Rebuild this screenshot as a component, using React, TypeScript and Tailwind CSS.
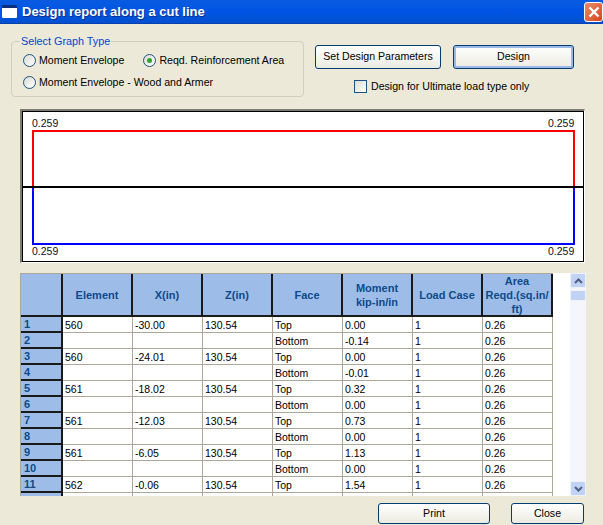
import React from "react";

const rows: [string, string, string, string, string, string, string, string][] = [
  ["1", "560", "-30.00", "130.54", "Top", "0.00", "1", "0.26"],
  ["2", "", "", "", "Bottom", "-0.14", "1", "0.26"],
  ["3", "560", "-24.01", "130.54", "Top", "0.00", "1", "0.26"],
  ["4", "", "", "", "Bottom", "-0.01", "1", "0.26"],
  ["5", "561", "-18.02", "130.54", "Top", "0.32", "1", "0.26"],
  ["6", "", "", "", "Bottom", "0.00", "1", "0.26"],
  ["7", "561", "-12.03", "130.54", "Top", "0.73", "1", "0.26"],
  ["8", "", "", "", "Bottom", "0.00", "1", "0.26"],
  ["9", "561", "-6.05", "130.54", "Top", "1.13", "1", "0.26"],
  ["10", "", "", "", "Bottom", "0.00", "1", "0.26"],
  ["11", "562", "-0.06", "130.54", "Top", "1.54", "1", "0.26"],
  ["", "", "", "", "", "", "", ""],
];

const gridCols = "grid grid-cols-[42px_70px_70px_70px_70px_70px_70px_70px]";

function Radio({ checked, label }: { checked?: boolean; label: string }) {
  return (
    <label className="flex items-center gap-[3px] whitespace-nowrap text-[10.6px] leading-[14px] text-black">
      <span className="flex h-[13px] w-[13px] items-center justify-center rounded-full border border-[#1d5281] bg-gradient-to-br from-[#dcdcd2] to-white">
        {checked && <span className="h-[5px] w-[5px] rounded-full bg-[#2fa52f]" />}
      </span>
      {label}
    </label>
  );
}

function Btn({ label, cls }: { label: string; cls: string }) {
  return (
    <button className={`flex items-center justify-center whitespace-nowrap rounded-[3px] border border-[#003c74] bg-gradient-to-b from-white to-[#ecebe2] text-[10.6px] text-black ${cls}`}>
      {label}
    </button>
  );
}

function Head({ children }: { children?: React.ReactNode }) {
  return (
    <div className="flex h-[43px] items-center justify-center border-r-2 border-b-2 border-[#1a1a1a] bg-[#9dbde8] text-center text-[11px] font-bold leading-[14px] text-[#0f4a8a]">
      {children}
    </div>
  );
}

function Cell({ children }: { children?: React.ReactNode }) {
  return (
    <div className="h-[16px] overflow-hidden border-r border-b border-[#aca899] bg-white pl-[2px] text-[10.5px] leading-[16px] text-black">
      {children}
    </div>
  );
}

function Arrow({ up }: { up?: boolean }) {
  return (
    <div className="flex h-[15px] w-[16px] items-center justify-center rounded-[2px] border border-[#eef3fb] bg-[#c1d2f5]">
      <svg width="9" height="6" viewBox="0 0 9 6">
        <path d={up ? "M1 5 L4.5 1.5 L8 5" : "M1 1 L4.5 4.5 L8 1"} fill="none" stroke="#4d6185" strokeWidth="2" />
      </svg>
    </div>
  );
}

export default function App() {
  return (
    <div className="flex h-[525px] w-[603px] flex-col overflow-hidden bg-[#ece9d8] font-['Liberation_Sans',sans-serif]">
      <div className="flex h-[24px] shrink-0 items-center justify-between border-b border-[#0a3fb0] bg-gradient-to-b from-[#0a5be0] via-[#0054e3] to-[#0250d0] pl-[2px]">
        <div className="flex items-center gap-[5px]">
          <div className="h-[13px] w-[15px] rounded-[1px] border-t-[3px] border-[#0b2f7c] bg-white" />
          <span className="text-[13px] font-bold text-white [text-shadow:1px_1px_0_#0a2f90]">Design report along a cut line</span>
        </div>
        <div className="flex h-[20px] w-[19px] items-center justify-center rounded-[3px] border border-white bg-gradient-to-br from-[#e98a68] to-[#d8431c]">
          <svg width="12" height="12" viewBox="0 0 12 12">
            <path d="M1.5 1.5 L10.5 10.5 M10.5 1.5 L1.5 10.5" stroke="#fff" strokeWidth="2.4" />
          </svg>
        </div>
      </div>

      <div className="flex h-[85px] shrink-0 pl-[11px] pt-[17px]">
        <div className="relative h-[56px] w-[293px] rounded-[4px] border border-[#d0d0bf] pl-[11px] pt-[11px]">
          <span className="absolute left-[8px] top-[-8px] bg-[#ece9d8] px-[1px] text-[10.8px] leading-[14px] text-[#0046d5]">Select Graph Type</span>
          <div className="flex items-center gap-[19px]">
            <Radio label="Moment Envelope" />
            <Radio checked label="Reqd. Reinforcement Area" />
          </div>
          <div className="mt-[8px]">
            <Radio label="Moment Envelope - Wood and Armer" />
          </div>
        </div>
        <div className="ml-[11px] flex flex-col pt-[4px]">
          <div className="flex gap-[12px]">
            <Btn label="Set Design Parameters" cls="h-[24px] w-[126px]" />
            <Btn label="Design" cls="h-[24px] w-[121px] shadow-[inset_0_0_0_2px_#9db8e6]" />
          </div>
          <div className="ml-[39px] mt-[10px] flex items-center gap-[4px] whitespace-nowrap text-[10.6px] leading-[14px] text-black">
            <span className="h-[13px] w-[13px] border border-[#1d5281] bg-gradient-to-br from-[#dcdcd2] to-white" />
            Design for Ultimate load type only
          </div>
        </div>
      </div>

      <div className="ml-[20px] h-[154px] w-[565px] shrink-0 border-t-[2px] border-r border-b border-l-[2px] border-t-[#7f7c70] border-r-white border-b-white border-l-[#7f7c70]">
        <svg width="562" height="151" viewBox="0 0 560 149" className="block border border-black bg-white">
          <text x="9" y="15" fontSize="10.5" fill="#111">0.259</text>
          <text x="525" y="15" fontSize="10.5" fill="#111">0.259</text>
          <rect x="10" y="19" width="541" height="56" fill="none" stroke="#ff0000" strokeWidth="2" />
          <rect x="10" y="75" width="541" height="57" fill="none" stroke="#0000ff" strokeWidth="2" />
          <line x1="0" y1="75" x2="560" y2="75" stroke="#000" strokeWidth="2" />
          <text x="9" y="143" fontSize="10.5" fill="#111">0.259</text>
          <text x="525" y="143" fontSize="10.5" fill="#111">0.259</text>
        </svg>
      </div>

      <div className="ml-[20px] mt-[10px] flex h-[223px] w-[566px] shrink-0 overflow-hidden">
        <div className="w-[533px] shrink-0 border-t border-l border-[#aca899]">
          <div className={gridCols}>
            <Head />
            <Head>Element</Head>
            <Head>X(in)</Head>
            <Head>Z(in)</Head>
            <Head>Face</Head>
            <Head>Moment<br />kip-in/in</Head>
            <Head>Load Case</Head>
            <Head>Area<br />Reqd.(sq.in/<br />ft)</Head>
          </div>
          {rows.map((r, n) => (
            <div key={n} className={gridCols}>
              <div className="h-[16px] border-r-2 border-b-2 border-[#1a1a1a] bg-[#9dbde8] pl-[3px] text-[11px] font-bold leading-[15px] text-[#0f4a8a]">{r[0]}</div>
              {r.slice(1).map((v, i) => (
                <Cell key={i}>{v}</Cell>
              ))}
            </div>
          ))}
        </div>
        <div className="w-[17px] shrink-0 bg-white" />
        <div className="flex w-[16px] shrink-0 flex-col bg-[#f4f6fc]">
          <Arrow up />
          <div className="mt-[2px] h-[11px] w-[16px] rounded-[2px] border border-[#eef3fb] bg-[#c1d2f5]" />
          <div className="flex-1" />
          <Arrow />
        </div>
      </div>

      <div className="ml-[378px] mt-[7px] flex gap-[21px]">
        <Btn label="Print" cls="h-[21px] w-[112px]" />
        <Btn label="Close" cls="h-[21px] w-[73px]" />
      </div>
    </div>
  );
}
..............................
• TASK GOAL
From the first line of the material down to the line containing "import React from", inclusive, return each line exactly, skipping any picture.

• THE SOLUTION
Rebuild this screenshot as a component, using React, TypeScript and Tailwind CSS.
import React from "react";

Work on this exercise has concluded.